Weighing the disadvantages covered in this blog against the jurisdiction's structural strengths gives a clearer picture of where the Bahamas sits as an incorporation destination. The absence of corporate income tax, capital gains tax, and inheritance tax under the International Business Companies Act 2000 remains a material advantage. Those benefits do not disappear because of the challenges, but they do need to be assessed against them honestly.

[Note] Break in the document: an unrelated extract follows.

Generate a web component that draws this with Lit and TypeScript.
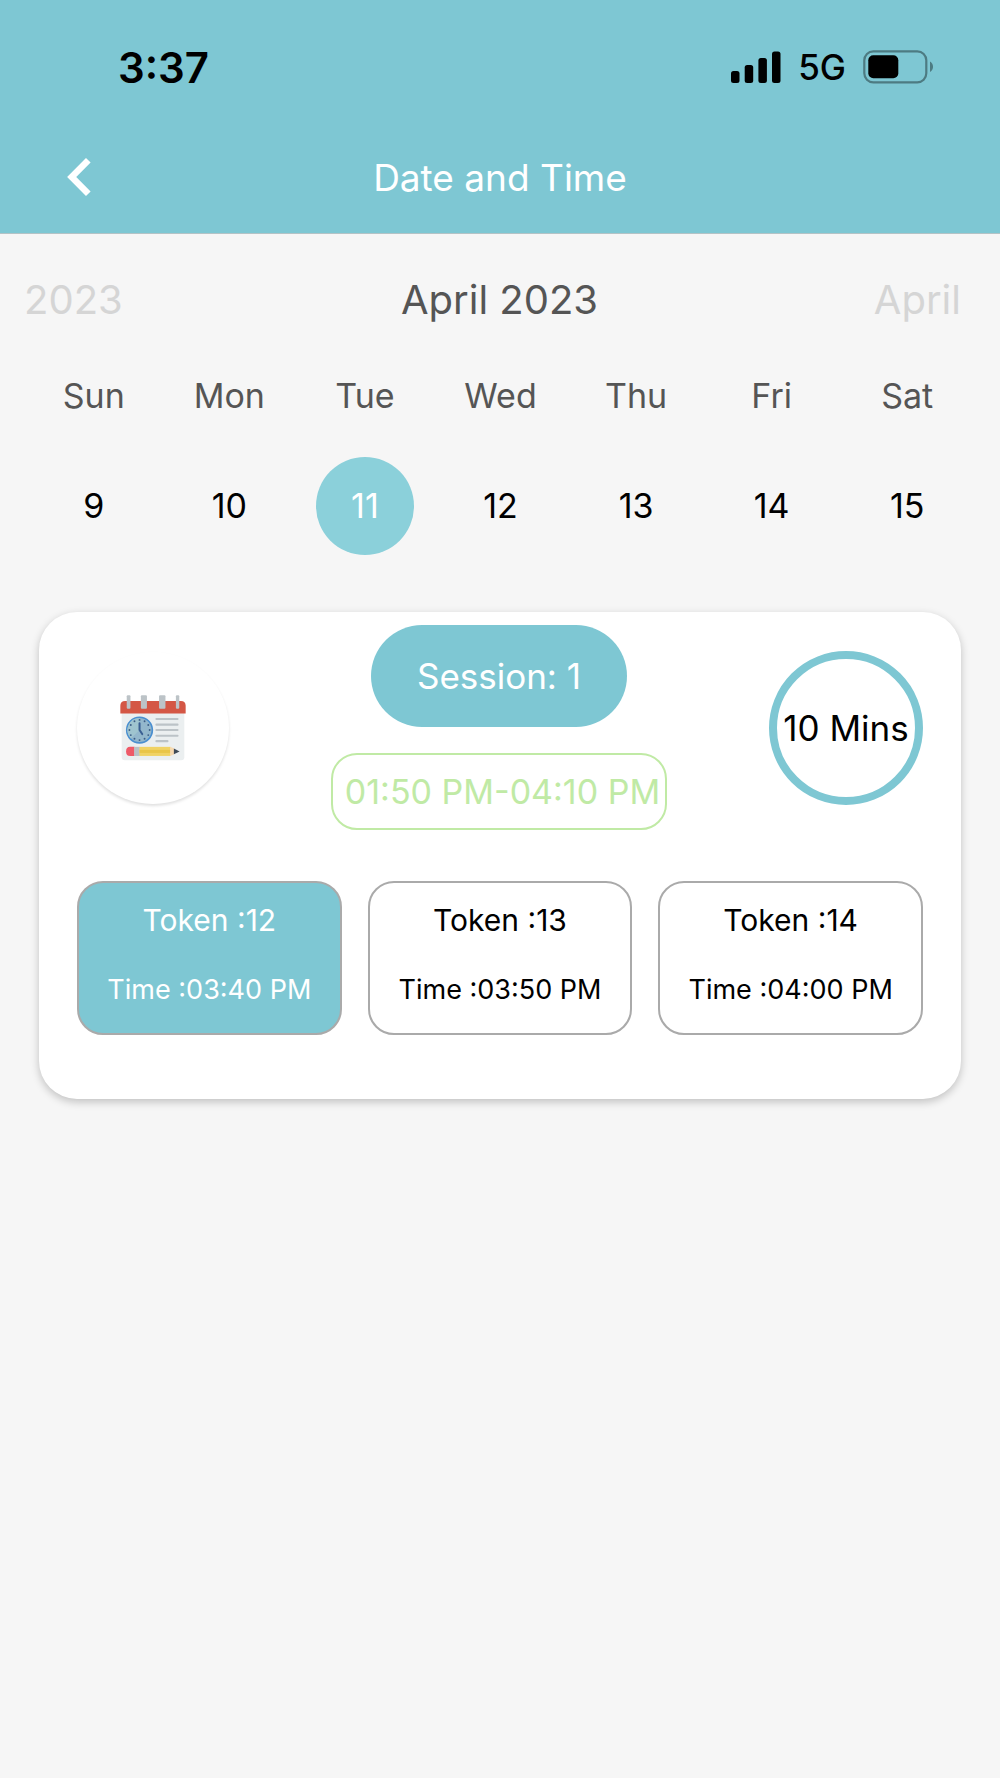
import { LitElement, html, svg, css } from "lit";
import { customElement, property, state } from "lit/decorators.js";
import { classMap } from "lit/directives/class-map.js";

interface Day {
  name: string;
  date: number;
}

interface Token {
  id: number;
  time: string;
}

const DAYS: Day[] = [
  { name: "Sun", date: 9 },
  { name: "Mon", date: 10 },
  { name: "Tue", date: 11 },
  { name: "Wed", date: 12 },
  { name: "Thu", date: 13 },
  { name: "Fri", date: 14 },
  { name: "Sat", date: 15 },
];

const TOKENS: Token[] = [
  { id: 12, time: "03:40 PM" },
  { id: 13, time: "03:50 PM" },
  { id: 14, time: "04:00 PM" },
];

@customElement("status-bar")
export class StatusBar extends LitElement {
  static styles = css`
    :host {
      display: flex;
      align-items: center;
      justify-content: space-between;
      height: 134px;
      padding: 0 66px 0 118px;
      color: #000;
    }
    .clock {
      font-size: 42px;
      font-weight: 600;
    }
    .indicators {
      display: flex;
      align-items: center;
      gap: 17px;
    }
    .network {
      font-size: 35px;
      font-weight: 500;
    }
    svg {
      display: block;
    }
  `;

  render() {
    return html`
      <span class="clock">3:37</span>
      <div class="indicators">
        <svg width="50" height="32" viewBox="0 0 50 32" aria-hidden="true">
          <rect x="0" y="20" width="8.5" height="12" rx="2.5" />
          <rect x="13.7" y="14" width="8.5" height="18" rx="2.5" />
          <rect x="27.4" y="7" width="8.5" height="25" rx="2.5" />
          <rect x="41" y="0.5" width="8.5" height="31.5" rx="2.5" />
        </svg>
        <span class="network">5G</span>
        <svg width="71" height="34" viewBox="0 0 71 34" aria-hidden="true">
          <rect x="1.3" y="1.3" width="62" height="31" rx="9" fill="none" stroke="#4d7b82" stroke-width="2.2" />
          <rect x="5.3" y="5.3" width="30" height="23" rx="5" />
          <path d="M67 11.5c4 2 4 8.5 0 10.5z" fill="#4d7b82" />
        </svg>
      </div>
    `;
  }
}

@customElement("week-picker")
export class WeekPicker extends LitElement {
  static styles = css`
    :host {
      display: block;
    }
    button {
      margin: 0;
      padding: 0;
      border: 0;
      background: none;
      color: inherit;
      font: inherit;
      cursor: pointer;
    }
    .months {
      display: grid;
      grid-template-columns: 1fr auto 1fr;
      align-items: center;
      height: 130px;
      padding: 0 39px 0 24px;
      font-size: 40px;
      color: #555;
    }
    .current {
      margin: 0;
      font: inherit;
      padding-left: 14px;
    }
    .jump {
      color: #d5d5d5;
      justify-self: start;
    }
    .jump.next {
      justify-self: end;
    }
    .week {
      display: grid;
      grid-template-columns: repeat(7, 1fr);
      padding: 0 25px 0 26px;
    }
    .day {
      display: flex;
      flex-direction: column;
      align-items: center;
      gap: 29px;
      font-size: 34px;
    }
    .name {
      line-height: 64px;
      color: #555;
    }
    .date {
      width: 98px;
      border-radius: 50%;
      line-height: 98px;
      color: #000;
    }
    .date.selected {
      background: #8bd0da;
      color: #fff;
    }
  `;

  @state() private selected = 11;

  render() {
    return html`
      <div class="months">
        <button class="jump">2023</button>
        <h2 class="current">April 2023</h2>
        <button class="jump next">April</button>
      </div>
      <div class="week">
        ${DAYS.map(
          (d) => html`
            <button class="day" @click=${() => (this.selected = d.date)}>
              <span class="name">${d.name}</span>
              <span class=${classMap({ date: true, selected: d.date === this.selected })}>${d.date}</span>
            </button>
          `
        )}
      </div>
    `;
  }
}

const hourMarks = Array.from({ length: 12 }, (_, i) => {
  const a = (i * Math.PI) / 6;
  return svg`<circle cx=${210 + 30 * Math.sin(a)} cy=${267 - 30 * Math.cos(a)} r="2.8" fill="#3c5d86" />`;
});

const scheduleIcon = html`
  <svg class="schedule" width="66" height="66" viewBox="152 163 196 196" aria-hidden="true">
    <rect x="157" y="190" width="186" height="167" rx="9" fill="#ebeff0" />
    <path d="M153 218v-23q0-14 14-14h166q14 0 14 14v23z" fill="#d45745" />
    <g fill="#bcc3c7">
      <rect x="172" y="164" width="11" height="40" rx="3" />
      <rect x="214" y="164" width="18" height="40" rx="3" />
      <rect x="268" y="164" width="19" height="40" rx="3" />
      <rect x="318" y="164" width="10" height="40" rx="3" />
      <rect x="257" y="231" width="69" height="6" rx="3" />
      <rect x="257" y="248" width="69" height="6" rx="3" />
      <rect x="257" y="264" width="69" height="6" rx="3" />
      <rect x="257" y="281" width="69" height="6" rx="3" />
      <rect x="257" y="297" width="39" height="6" rx="3" />
    </g>
    <circle cx="210" cy="267" r="38" fill="#93b7cc" stroke="#4a8fd0" stroke-width="5" />
    <path d="M184 292a36 36 0 0 1 26-61v36z" fill="#9fc4cf" />
    ${hourMarks}
    <path d="M210 247v20l8 12" fill="none" stroke="#3a5f92" stroke-width="6" stroke-linecap="round" stroke-linejoin="round" />
    <path d="M195 317h-13q-12 0-12 13.5t12 13.5h13z" fill="#ee5a68" />
    <rect x="194" y="317" width="17" height="27" fill="#b9c1c6" />
    <rect x="210" y="317" width="92" height="27" fill="#f0d264" />
    <rect x="210" y="326" width="92" height="9" fill="#e9c548" />
    <path d="M301 317l12 5v17l-12 5z" fill="#f6d9b0" />
    <path d="M312 322l17 8.5-17 8.5z" fill="#3f4a57" />
  </svg>
`;

@customElement("session-card")
export class SessionCard extends LitElement {
  static styles = css`
    :host {
      display: block;
      margin: 57px 39px 0;
      padding: 13px 38px 64px;
      border-radius: 38px;
      background: #fff;
      box-shadow: 0 3px 8px rgba(0, 0, 0, 0.22);
      color: #000;
    }
    .summary {
      display: flex;
      align-items: center;
      justify-content: space-between;
      margin-bottom: 51px;
    }
    .round {
      display: flex;
      align-items: center;
      justify-content: center;
      box-sizing: border-box;
      width: 154px;
      height: 154px;
      border-radius: 50%;
      white-space: nowrap;
    }
    .badge {
      width: 152px;
      height: 152px;
      box-shadow: 0 2px 3px rgba(0, 0, 0, 0.12);
    }
    .duration {
      border: 8px solid #7ec7d3;
      font-size: 35px;
    }
    .middle {
      display: flex;
      flex-direction: column;
      align-items: center;
      gap: 26px;
    }
    .title {
      margin: 0;
      padding: 0 46px;
      border-radius: 51px;
      background: #7ec7d3;
      color: #fff;
      font-size: 35px;
      font-weight: 400;
      line-height: 102px;
    }
    .hours {
      padding: 0 5px 0 12px;
      border: 2px solid #c0eaa5;
      border-radius: 26px;
      color: #c0eaa5;
      font-size: 34px;
      line-height: 73px;
      white-space: nowrap;
    }
    .tokens {
      display: grid;
      grid-template-columns: repeat(3, 1fr);
      gap: 26px;
    }
    .token {
      display: flex;
      flex-direction: column;
      align-items: center;
      gap: 22px;
      margin: 0;
      padding: 13px 0 19px;
      border: 2px solid #aaa;
      border-radius: 26px;
      background: #fff;
      color: #000;
      font: inherit;
      line-height: 48px;
      white-space: nowrap;
      cursor: pointer;
    }
    .token.selected {
      background: #7ec7d3;
      color: #fff;
    }
    .number {
      font-size: 30px;
    }
    .time {
      font-size: 27px;
    }
    .schedule {
      display: block;
    }
  `;

  @property({ attribute: false }) tokens: Token[] = TOKENS;
  @state() private selected = 12;

  render() {
    return html`
      <div class="summary">
        <div class="round badge">${scheduleIcon}</div>
        <div class="middle">
          <h3 class="title">Session: 1</h3>
          <div class="hours">01:50 PM-04:10 PM</div>
        </div>
        <div class="round duration">10 Mins</div>
      </div>
      <div class="tokens">
        ${this.tokens.map(
          (t) => html`
            <button
              class=${classMap({ token: true, selected: t.id === this.selected })}
              @click=${() => (this.selected = t.id)}
            >
              <span class="number">Token :${t.id}</span>
              <span class="time">Time :${t.time}</span>
            </button>
          `
        )}
      </div>
    `;
  }
}

@customElement("app-root")
export class AppRoot extends LitElement {
  static styles = css`
    :host {
      display: block;
      min-height: 100vh;
      background: #f6f6f6;
      font-family: Inter, "Liberation Sans", sans-serif;
    }
    .header {
      padding-bottom: 13px;
      border-bottom: 1px solid #b4c3c6;
      background: #7ec7d3;
    }
    .nav {
      display: grid;
      grid-template-columns: 1fr auto 1fr;
      align-items: center;
      height: 86px;
      padding: 0 64px;
    }
    .back {
      justify-self: start;
      margin: 0;
      padding: 0;
      border: 0;
      background: none;
      cursor: pointer;
    }
    .back svg {
      display: block;
    }
    .heading {
      margin: 0;
      color: #fff;
      font-size: 37px;
      font-weight: 400;
    }
  `;

  render() {
    return html`
      <header class="header">
        <status-bar></status-bar>
        <nav class="nav">
          <button class="back" aria-label="Back">
            <svg width="30" height="40" viewBox="0 0 30 40" aria-hidden="true">
              <path d="M24.3 3.2L7.7 20l16.6 16.8" fill="none" stroke="#fff" stroke-width="6.5" />
            </svg>
          </button>
          <h1 class="heading">Date and Time</h1>
        </nav>
      </header>
      <main>
        <week-picker></week-picker>
        <session-card></session-card>
      </main>
    `;
  }
}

Pros and cons of incorporating in the Bahamas from a foreign business owner's perspective
Pros Cons
No corporate income tax, capital gains tax, or withholding tax under the IBC framework FATF grey listing increases scrutiny from correspondent banks and counterparties
High degree of financial privacy backed by the Confidential Relationships (Preservation) Act Extremely limited double tax treaty network reduces cross-border tax planning options
Low and predictable annual government fees for IBC maintenance Restricted banking access makes opening and maintaining a functional business account difficult
Straightforward incorporation process under the International Business Companies Act 2000 Economic substance requirements under BFSB guidelines add operational obligations for relevant activities
No requirement to file annual financial statements publicly No domestic stock exchange, limiting capital-raising options for growth-stage businesses
Bahamas

Compliance Services for Companies in the Bahamas

Maintain your IBC's good standing with registered agent obligations, annual renewals, and substance requirement monitoring under Bahamian regulatory frameworks.

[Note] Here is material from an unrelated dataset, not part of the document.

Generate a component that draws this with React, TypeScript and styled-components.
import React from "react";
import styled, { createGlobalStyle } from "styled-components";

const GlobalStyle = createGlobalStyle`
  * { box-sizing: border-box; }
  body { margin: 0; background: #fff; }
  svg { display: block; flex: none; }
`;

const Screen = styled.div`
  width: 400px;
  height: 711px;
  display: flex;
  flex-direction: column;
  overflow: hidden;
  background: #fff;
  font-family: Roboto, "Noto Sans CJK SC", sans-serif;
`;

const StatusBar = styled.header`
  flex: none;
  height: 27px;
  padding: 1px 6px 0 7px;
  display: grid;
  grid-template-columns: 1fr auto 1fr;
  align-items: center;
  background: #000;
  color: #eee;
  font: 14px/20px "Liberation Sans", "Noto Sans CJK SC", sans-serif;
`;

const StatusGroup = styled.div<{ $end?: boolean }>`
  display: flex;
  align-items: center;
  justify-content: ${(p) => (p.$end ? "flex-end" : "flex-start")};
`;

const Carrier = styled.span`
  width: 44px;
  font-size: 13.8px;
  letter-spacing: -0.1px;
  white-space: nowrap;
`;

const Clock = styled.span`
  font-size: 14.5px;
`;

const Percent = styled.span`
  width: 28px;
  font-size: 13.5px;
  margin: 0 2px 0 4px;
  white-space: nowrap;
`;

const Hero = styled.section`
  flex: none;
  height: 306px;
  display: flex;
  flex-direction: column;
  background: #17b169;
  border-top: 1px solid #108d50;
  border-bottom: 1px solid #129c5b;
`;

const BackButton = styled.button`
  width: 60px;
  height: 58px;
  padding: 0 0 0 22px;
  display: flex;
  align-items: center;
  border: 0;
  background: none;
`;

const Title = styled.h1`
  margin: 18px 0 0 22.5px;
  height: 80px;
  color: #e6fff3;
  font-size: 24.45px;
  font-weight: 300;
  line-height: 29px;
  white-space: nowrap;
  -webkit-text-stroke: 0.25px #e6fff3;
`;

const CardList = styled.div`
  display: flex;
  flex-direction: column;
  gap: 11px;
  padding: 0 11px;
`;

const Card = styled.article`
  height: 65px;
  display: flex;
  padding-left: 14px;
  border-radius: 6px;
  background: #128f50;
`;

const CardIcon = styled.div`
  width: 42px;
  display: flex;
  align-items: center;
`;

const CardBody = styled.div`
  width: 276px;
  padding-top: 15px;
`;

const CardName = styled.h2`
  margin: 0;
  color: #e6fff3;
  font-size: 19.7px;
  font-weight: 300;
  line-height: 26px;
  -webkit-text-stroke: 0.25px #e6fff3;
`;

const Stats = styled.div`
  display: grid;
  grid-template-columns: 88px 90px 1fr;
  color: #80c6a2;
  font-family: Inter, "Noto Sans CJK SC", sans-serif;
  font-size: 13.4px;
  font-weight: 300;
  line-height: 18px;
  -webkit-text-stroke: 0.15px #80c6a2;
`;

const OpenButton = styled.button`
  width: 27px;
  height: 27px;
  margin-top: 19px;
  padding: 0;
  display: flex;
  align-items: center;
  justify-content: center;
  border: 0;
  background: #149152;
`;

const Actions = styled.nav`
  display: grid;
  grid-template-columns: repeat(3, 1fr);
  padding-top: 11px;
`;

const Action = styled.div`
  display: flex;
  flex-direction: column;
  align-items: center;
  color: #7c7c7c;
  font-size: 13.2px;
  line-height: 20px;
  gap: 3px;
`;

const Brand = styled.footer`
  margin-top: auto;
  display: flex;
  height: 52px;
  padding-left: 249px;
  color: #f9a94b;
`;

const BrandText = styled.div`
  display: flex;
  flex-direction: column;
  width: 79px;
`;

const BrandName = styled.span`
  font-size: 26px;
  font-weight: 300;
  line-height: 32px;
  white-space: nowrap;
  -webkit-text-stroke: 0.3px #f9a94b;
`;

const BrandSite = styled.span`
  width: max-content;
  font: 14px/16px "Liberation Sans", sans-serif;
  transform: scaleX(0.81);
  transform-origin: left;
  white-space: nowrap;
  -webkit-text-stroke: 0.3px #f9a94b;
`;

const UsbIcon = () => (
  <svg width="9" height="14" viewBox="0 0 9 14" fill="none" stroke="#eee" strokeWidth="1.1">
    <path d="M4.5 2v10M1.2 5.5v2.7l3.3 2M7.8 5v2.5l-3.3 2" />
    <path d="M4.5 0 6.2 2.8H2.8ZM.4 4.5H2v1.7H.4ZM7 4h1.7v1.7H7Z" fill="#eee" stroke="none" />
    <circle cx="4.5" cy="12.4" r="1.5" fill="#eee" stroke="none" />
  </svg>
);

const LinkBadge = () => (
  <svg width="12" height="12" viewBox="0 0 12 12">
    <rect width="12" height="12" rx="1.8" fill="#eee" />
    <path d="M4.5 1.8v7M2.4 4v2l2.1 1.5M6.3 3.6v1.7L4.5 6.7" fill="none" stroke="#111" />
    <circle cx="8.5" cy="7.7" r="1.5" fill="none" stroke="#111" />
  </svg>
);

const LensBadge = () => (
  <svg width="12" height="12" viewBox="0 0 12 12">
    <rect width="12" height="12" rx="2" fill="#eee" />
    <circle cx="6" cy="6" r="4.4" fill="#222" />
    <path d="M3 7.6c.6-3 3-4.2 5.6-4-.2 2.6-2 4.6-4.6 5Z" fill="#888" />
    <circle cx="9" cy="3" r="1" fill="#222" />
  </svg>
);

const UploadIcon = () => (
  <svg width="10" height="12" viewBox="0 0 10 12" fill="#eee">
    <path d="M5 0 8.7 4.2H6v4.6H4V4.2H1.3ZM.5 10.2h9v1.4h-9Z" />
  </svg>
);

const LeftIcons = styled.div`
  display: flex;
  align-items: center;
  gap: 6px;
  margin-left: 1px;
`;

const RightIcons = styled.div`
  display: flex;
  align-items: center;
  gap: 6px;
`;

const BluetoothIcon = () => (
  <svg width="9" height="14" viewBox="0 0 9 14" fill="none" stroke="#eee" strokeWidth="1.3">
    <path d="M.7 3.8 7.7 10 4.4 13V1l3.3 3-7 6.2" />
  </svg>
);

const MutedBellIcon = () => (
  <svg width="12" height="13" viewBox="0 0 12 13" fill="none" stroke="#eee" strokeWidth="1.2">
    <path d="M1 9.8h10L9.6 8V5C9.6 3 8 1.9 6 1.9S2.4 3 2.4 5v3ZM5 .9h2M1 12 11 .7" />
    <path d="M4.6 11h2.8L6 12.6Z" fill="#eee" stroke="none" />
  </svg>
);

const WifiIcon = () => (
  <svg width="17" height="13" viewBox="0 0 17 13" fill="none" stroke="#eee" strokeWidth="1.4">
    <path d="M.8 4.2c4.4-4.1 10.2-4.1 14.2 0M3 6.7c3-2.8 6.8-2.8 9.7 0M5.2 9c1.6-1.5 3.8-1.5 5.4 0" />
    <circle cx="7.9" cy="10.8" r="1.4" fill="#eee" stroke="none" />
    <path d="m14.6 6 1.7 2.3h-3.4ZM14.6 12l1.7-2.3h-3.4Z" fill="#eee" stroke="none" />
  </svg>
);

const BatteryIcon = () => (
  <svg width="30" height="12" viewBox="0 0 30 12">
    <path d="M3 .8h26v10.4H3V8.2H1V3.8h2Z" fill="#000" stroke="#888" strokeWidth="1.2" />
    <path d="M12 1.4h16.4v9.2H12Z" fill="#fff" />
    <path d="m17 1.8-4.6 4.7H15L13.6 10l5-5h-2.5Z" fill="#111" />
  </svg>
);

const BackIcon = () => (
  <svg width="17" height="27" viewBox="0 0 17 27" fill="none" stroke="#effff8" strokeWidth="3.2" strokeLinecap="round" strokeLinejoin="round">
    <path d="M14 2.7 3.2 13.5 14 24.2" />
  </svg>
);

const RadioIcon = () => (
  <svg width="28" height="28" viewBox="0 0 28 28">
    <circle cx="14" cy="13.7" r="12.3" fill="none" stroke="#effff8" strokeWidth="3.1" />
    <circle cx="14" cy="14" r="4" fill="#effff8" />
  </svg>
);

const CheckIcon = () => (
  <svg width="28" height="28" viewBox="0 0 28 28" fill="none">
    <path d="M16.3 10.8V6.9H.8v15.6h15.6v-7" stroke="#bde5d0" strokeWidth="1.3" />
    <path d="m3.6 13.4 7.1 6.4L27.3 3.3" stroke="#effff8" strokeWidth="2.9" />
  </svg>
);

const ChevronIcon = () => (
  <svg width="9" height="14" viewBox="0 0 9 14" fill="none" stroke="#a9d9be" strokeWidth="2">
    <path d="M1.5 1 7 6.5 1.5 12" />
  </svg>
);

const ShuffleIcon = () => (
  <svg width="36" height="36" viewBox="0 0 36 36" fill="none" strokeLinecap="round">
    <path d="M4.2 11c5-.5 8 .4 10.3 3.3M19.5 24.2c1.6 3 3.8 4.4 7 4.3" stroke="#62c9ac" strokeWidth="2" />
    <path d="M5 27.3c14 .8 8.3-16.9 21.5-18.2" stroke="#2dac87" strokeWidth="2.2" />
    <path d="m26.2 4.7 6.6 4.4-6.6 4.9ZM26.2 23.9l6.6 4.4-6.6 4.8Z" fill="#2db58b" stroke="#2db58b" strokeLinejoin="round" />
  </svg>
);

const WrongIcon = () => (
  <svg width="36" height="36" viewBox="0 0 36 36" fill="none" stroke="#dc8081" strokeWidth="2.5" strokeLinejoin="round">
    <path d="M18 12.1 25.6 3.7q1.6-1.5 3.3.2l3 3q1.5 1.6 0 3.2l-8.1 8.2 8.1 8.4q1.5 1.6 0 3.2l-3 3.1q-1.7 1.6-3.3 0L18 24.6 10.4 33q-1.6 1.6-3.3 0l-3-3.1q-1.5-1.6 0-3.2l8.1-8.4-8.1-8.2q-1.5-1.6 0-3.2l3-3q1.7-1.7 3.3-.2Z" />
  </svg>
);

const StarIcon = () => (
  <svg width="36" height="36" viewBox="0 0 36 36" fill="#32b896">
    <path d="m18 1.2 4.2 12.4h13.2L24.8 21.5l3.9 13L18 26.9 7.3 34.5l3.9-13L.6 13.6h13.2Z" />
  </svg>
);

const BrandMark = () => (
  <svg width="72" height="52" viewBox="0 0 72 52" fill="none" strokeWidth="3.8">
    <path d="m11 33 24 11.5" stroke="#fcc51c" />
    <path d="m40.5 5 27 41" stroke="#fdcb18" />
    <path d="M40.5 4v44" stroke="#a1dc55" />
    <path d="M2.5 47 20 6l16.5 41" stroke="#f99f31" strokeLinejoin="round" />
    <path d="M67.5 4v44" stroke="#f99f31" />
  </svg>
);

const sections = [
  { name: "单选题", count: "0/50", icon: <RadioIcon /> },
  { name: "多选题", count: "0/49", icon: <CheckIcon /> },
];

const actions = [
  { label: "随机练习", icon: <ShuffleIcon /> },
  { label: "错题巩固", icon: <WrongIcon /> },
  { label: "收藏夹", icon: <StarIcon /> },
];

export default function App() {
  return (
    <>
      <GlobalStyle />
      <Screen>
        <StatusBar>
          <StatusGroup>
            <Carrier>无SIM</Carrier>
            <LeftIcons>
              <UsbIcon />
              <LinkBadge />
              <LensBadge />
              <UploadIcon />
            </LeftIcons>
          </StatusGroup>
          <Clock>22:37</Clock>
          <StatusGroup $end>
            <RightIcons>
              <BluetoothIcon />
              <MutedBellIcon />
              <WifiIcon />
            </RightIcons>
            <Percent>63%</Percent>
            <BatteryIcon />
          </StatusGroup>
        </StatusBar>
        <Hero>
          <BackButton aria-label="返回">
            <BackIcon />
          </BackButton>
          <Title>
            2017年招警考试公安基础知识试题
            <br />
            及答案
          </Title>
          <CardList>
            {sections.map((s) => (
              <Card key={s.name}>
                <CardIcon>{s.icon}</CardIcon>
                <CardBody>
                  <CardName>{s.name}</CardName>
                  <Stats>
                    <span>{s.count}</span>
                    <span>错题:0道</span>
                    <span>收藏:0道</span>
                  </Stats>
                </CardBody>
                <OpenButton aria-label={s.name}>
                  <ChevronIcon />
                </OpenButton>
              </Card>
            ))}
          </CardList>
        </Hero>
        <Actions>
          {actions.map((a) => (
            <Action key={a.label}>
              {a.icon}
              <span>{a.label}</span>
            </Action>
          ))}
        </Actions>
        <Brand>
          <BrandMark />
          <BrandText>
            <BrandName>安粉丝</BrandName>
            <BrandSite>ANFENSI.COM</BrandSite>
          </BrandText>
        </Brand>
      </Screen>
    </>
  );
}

A Bahamas company formation cons summary yields a clear picture: the jurisdiction offers genuine utility for specific structures, but carries material constraints that affect operational viability. FATF grey listing continues to complicate correspondent banking relationships, while the absence of meaningful double tax treaty coverage limits cross-border tax planning. Restricted IBC banking access remains one of the most practical friction points for newly incorporated entities. Professional guidance specific to Bahamian regulatory requirements, including obligations under the International Business Companies Act, can determine whether the structure ultimately functions as intended.

Expanship's Bahamas incorporation support services are structured around the specific obligations that make the Bahamas a more demanding jurisdiction than it appears on paper. From satisfying the Registrar General's annual filing requirements to coordinating registered agent appointments under the International Business Companies Act, the operational side of maintaining a Bahamian IBC involves ongoing attention that many businesses underestimate.

Our team handles the administrative and compliance work across your company's full lifecycle in the jurisdiction.

  • We prepare and file all company registration documents with the Registrar General's Department on your behalf.
  • Registered agent and local office provision is arranged to satisfy the statutory requirements of the IBC Act.
  • Our team liaises directly with relevant government departments to manage filings and regulatory correspondence.
  • Post-incorporation compliance management keeps your entity in good standing year to year.
  • We facilitate introductions to banking institutions familiar with Bahamian-registered entities.
  • Tax registration and liaison with the relevant local authorities is handled as part of the process.

Reach out to Expanship Bahamas to discuss how we can support your incorporation.

The absence of a broad tax treaty network primarily affects businesses with cross-border income flows, such as holding companies receiving dividends or royalties from treaty-dependent jurisdictions. A purely domestic or single-jurisdiction operation feels less impact, but any entity with counterparties in high-tax countries will likely face withholding taxes that a treaty-resident structure could have reduced or eliminated. The Bahamas has signed very few comprehensive income tax agreements precisely because it imposes no corporate income tax itself, making reciprocal treaties difficult to negotiate.

Failure to demonstrate genuine economic substance can result in regulatory sanctions under the Commercial Entities (Substance Requirements) Act, 2018, including automatic exchange of information with the tax authorities in the ultimate beneficial owner's home jurisdiction. This means your home country's tax authority could receive a report flagging your Bahamas entity as non-compliant. Financial penalties and potential loss of good standing are also possible outcomes under the Act.

The annual government fee for an IBC under the International Business Companies Act, 2000 varies based on the company's authorized share capital, but standard-tier companies typically face fees in the range of a few hundred US dollars per year. On top of that, registered agent fees are mandatory and add a recurring cost that varies by provider. The combined annual maintenance cost is generally higher than in competing low-cost jurisdictions such as Seychelles or Belize.

Banking access for Bahamas IBCs is among the more difficult in the Caribbean region, largely because the grey listing compounds existing correspondent banking pressures that affect the entire offshore sector. Jurisdictions that retained FATF compliance, such as Cayman Islands, typically experience fewer blanket refusals from international banks. The practical result is that opening a business account for a Bahamas IBC, particularly with a European or North American bank, requires substantially more documentation and patience than most clients anticipate.

No. The Bahamas does not operate a functional public stock exchange for commercial capital raising by IBCs. If your business model requires access to public equity markets, the structure forces you toward a dual-structure approach, maintaining a Bahamas entity for specific functions while listing elsewhere, which adds legal complexity and cost. This is a structural gap that jurisdictions like Cayman Islands, with its established listing infrastructure, do not share.

Under the International Business Companies Act, 2000, maintaining a registered agent with a physical address in the Bahamas is a statutory obligation, not optional. If an IBC lapses in this requirement, the company risks being struck off the register by the Registrar General's Department, which triggers loss of legal standing and can affect the enforceability of contracts entered into during the lapsed period. Reinstatement is possible but involves additional fees and administrative delays.

For businesses dependent on domestic consumer revenue, the Bahamas presents a genuine constraint. The resident population sits at approximately 400,000 people, concentrated primarily in Nassau and Grand Bahama, which limits addressable market size for any product or service reliant on volume. An IBC structure, specifically, is legally prohibited from conducting business with Bahamian residents under standard IBC rules, so a company seeking local customers would need a different corporate vehicle entirely.